El regreso a clases es un ritual que, año tras año, abre nuevos espacios de socialización donde infancias y juventudes buscan generar experiencias inéditas, con la expectativa de causar una buena impresión entre sus compañeras y compañeros, así como con el profesorado.
Sin embargo, este momento también atraviesa dinámicas sociales complejas, que van desde las condiciones económicas de la comunidad estudiantil hasta su capacidad por desarrollar habilidades sociales.
Desafortunadamente, el primer día de clases no es igual para todas las personas.
En ese microcosmos escolar, se reflejan las primeras tensiones y conflictos entre la comunidad educativa e incluso con las autoridades del plantel.
Este retorno no solo marca el inicio del aprendizaje académico, sino que también representa la inmersión en un espacio donde se reproducen las dinámicas de poder, control y resistencia características de la sociedad en general.
En este contexto, es posible identificar al menos dos tipos de violencia que pueden manifestarse.
Por un lado, la violencia simbólica, que se expresa a través de palabras, gestos, actitudes o normas que refuerzan la dominación y perpetúan desigualdades basadas en género, clase o estatus.
Por otro lado, está la violencia física, más evidente, que se materializa en actos de agresión directa como golpes, empujones, entre otras formas de maltrato corporal.
Ninguna de las dos es aceptable en un ambiente de aprendizaje.
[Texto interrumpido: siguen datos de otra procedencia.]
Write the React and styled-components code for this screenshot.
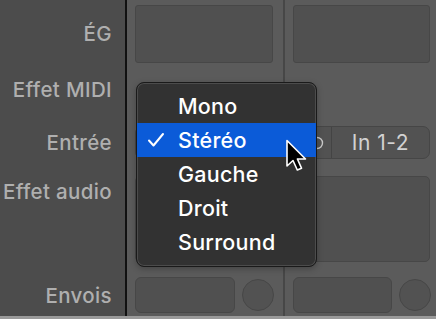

Frente a esta realidad, es imperante que tanto en el entorno escolar como en el familiar se generen espacios de reflexión que visibilicen estas interacciones negativas.
Es necesario diseñar estrategias para contener estas dinámicas violentas, que en gran medida pueden prevenirse a partir del reconocimiento y análisis de la problemática.
La respuesta ante la violencia debe centrarse en fortalecer los lazos comunitarios y reducir la brecha de desigualdad entre estudiantes.